Vespasian reconquered the Galilee and most of the land of Israel up to the gates of Jerusalem. Then he withdrew and waited out most of the year 69 CE, known as the “Year of the Four Emperors” — when he emerged as the victorious final contender for the throne in Rome. His son Titus took over as the Roman commander against the Jewish rebels.
The Jews in Jerusalem had set up a government, minted coins inscribed for the freedom and deliverance of Zion, and dispatched Josephus to defend the north. As the Romans swept through the countryside, surviving radical messianic rebels came to Jerusalem, alongside other refugees, swelling its population to a quarter of a million (ten times its normal size, and about twice its size during the shalosh regalim (the three pilgrimage holidays). These were hardened veteran fighters, fortified by Jewish messianism — the belief that Hashem (God) will stand with them through a “messiah,” a warrior prince to lead them to victory.
These rebels outmaneuvered and overwhelmed the wealthy class that dominated the government in Jerusalem and executed the High Priest Ananus, who served as its head of state. Then three rebel factions went to war against each other, even destroying a grain storage facility as they fought, knowing full well that the Romans would soon be upon them.
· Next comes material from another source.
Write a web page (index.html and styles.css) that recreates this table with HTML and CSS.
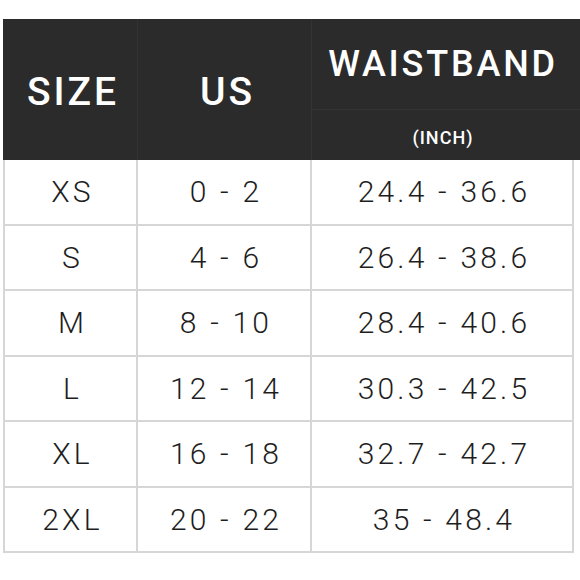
FILE: index.html
```html
<!DOCTYPE html>
<html>
<head>
<meta charset="utf-8">
<link rel="stylesheet" href="styles.css">
</head>
<body>
<div class="chart">
  <div class="head">
    <div class="hcell">SIZE</div>
    <div class="hcell">US</div>
    <div class="hsplit">
      <div class="htop">WAISTBAND</div>
      <div class="hbot">(INCH)</div>
    </div>
  </div>
  <div class="rows">
    <div class="cell first">XS</div><div class="cell">0 - 2</div><div class="cell">24.4 - 36.6</div>
    <div class="cell first">S</div><div class="cell">4 - 6</div><div class="cell">26.4 - 38.6</div>
    <div class="cell first">M</div><div class="cell">8 - 10</div><div class="cell">28.4 - 40.6</div>
    <div class="cell first">L</div><div class="cell">12 - 14</div><div class="cell">30.3 - 42.5</div>
    <div class="cell first">XL</div><div class="cell">16 - 18</div><div class="cell">32.7 - 42.7</div>
    <div class="cell first">2XL</div><div class="cell">20 - 22</div><div class="cell">35 - 48.4</div>
  </div>
</div>
</body>
</html>
```
FILE: styles.css
```css
html, body {
  margin: 0;
  padding: 0;
  background: #ffffff;
}
.chart {
  padding: 19px 0 0 3px;
  font-family: Roboto, "DejaVu Sans", sans-serif;
}
.head {
  display: grid;
  grid-template-columns: 135px 174px 1fr;
  height: 141px;
  background: #2b2b2b;
  color: #ffffff;
}
.hcell {
  display: flex;
  align-items: center;
  justify-content: center;
  font-size: 39px;
  font-weight: 500;
  letter-spacing: 3px;
  padding-top: 4px;
  padding-left: 6px;
  border-right: 1px solid #333333;
}
.hsplit {
  display: grid;
  grid-template-rows: 91px 1fr;
}
.htop {
  display: flex;
  align-items: center;
  justify-content: center;
  font-size: 36px;
  font-weight: 500;
  letter-spacing: 2.8px;
  padding-right: 6px;
  border-bottom: 1px solid #333333;
}
.hbot {
  display: flex;
  align-items: center;
  justify-content: center;
  font-size: 18px;
  font-weight: 500;
  letter-spacing: 1px;
  padding-top: 4px;
  padding-right: 6px;
}
.rows {
  width: 571px;
  display: grid;
  grid-template-columns: 135px 174px 1fr;
  grid-auto-rows: 65.5px;
}
.cell {
  display: flex;
  align-items: center;
  justify-content: center;
  border-right: 2px solid #d6d6d6;
  border-bottom: 2px solid #d6d6d6;
  font-size: 30px;
  font-weight: 300;
  color: #1e1e1e;
  letter-spacing: 3.2px;
  padding-left: 4px;
  box-sizing: border-box;
}
.first {
  border-left: 2px solid #d6d6d6;
}
```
But miraculously, when the Romans came, they coalesced to defend the city. When Titus rode in advance of his army with a small cavalry guard to study Jerusalem’s defenses, his party was suddenly attacked by Jewish fighters who came within a few feet of either killing or capturing this new Roman commander, son of the new emperor and a future emperor himself.
The Jewish defense of Jerusalem was aggressive. It mostly consisted of surprise attacks by Jews springing from the city through hidden sally ports, with Romans suffering repeated tactical defeats. But the Romans — being Romans — reorganized and resumed their assault. The siege lasted over four months in the year 70.
The Jews defended three defensive walls, with the second and third walls fortified with high towers. After breaching the first wall, the Romans suffered another defeat when the Jews literally undermined the great siege tower that the Romans deployed — digging a tunnel, igniting flammable materials which caused the ground to collapse, taking the Roman machine down with it and recapturing the ground they had lost between the walls. Later, even with hunger sapping their physical strength, the Jews fought the Romans to exhaustion in head-to-head massed formations on the Temple Mount.
Their defense broke only when a lone Roman legionnaire threw a small burning piece of wood which found its mark in a room rife with timber, olive oil and other flammable materials. The Jews were unable to both fight the spreading flames and defend against the Romans, and so the Temple fell. Jewish resistance in the city ended three weeks later and the Romans sacked the city mercilessly, killing tens of thousands and enslaving almost everyone else.
Were There Alternatives to the Bitter End?
A few Jewish strongholds remained, with the last being Masada, whose story is well known. Sixty years after this catastrophe, the Jews of Judea and environs again rose up against the Romans, retook Jerusalem, and held on for three years with a new revolutionary government under Bar Kokhba — proclaimed to be the Messiah by the renowned rabbinical sage Akiva — only to meet the same catastrophic fate under the massive blows of four Roman legions.
Sometimes I wonder how different our history as Jews might have been if the Jews in the first rebellion had united under a single charismatic and capable leader like Bar Kokhba. Or if the Jews had listened to the Roman offers to surrender, as conveyed at least three times by Josephus outside of Jerusalem’s walls.
The timing of events worked against the Jews, but easily might have worked in their favor. What if Parthia, a Middle Eastern power that was Rome’s only major external enemy at the time, had not concluded peace with Rome in 63 CE? And what if the Jewish communities of Alexandria, Cyprus and Cyrene (in present-day Libya) had risen in revolt concurrently with the risings in Judea, rather than in the years 115-117, between the two great rebellions?
Would we have had a more normal trajectory as a nation with ancient roots in the same land? Then, would we not have produced the spiritual and intellectual genius associated with us as a minority living by our wits on sufferance among others? In other words, should we weigh having a more typical collective history as a nation against the remarkable contributions Jews have made as individuals coming from an often-persecuted people living in the Diaspora?
Obviously, I’m making an assumption that is not necessarily valid, that the great intellectual and artistic achievements of our people — as represented by the huge disproportion of Nobel Prizes won by Jews (about 22% of the total of individual prizes between 1901 and 2021) — has something to do with our unique culture as a marginalized minority that values thought and study as much as it does.
I would have voted for a more normal national existence with fewer episodes of persecution and catastrophe. I’m undoubtedly influenced in this flight of fantasy by how devastated my family was in the Shoah, and how this affected my parents as refugees and survivors, who in turn passed on some of this trauma. But this takes us from the realm of history to alternative history and psychology.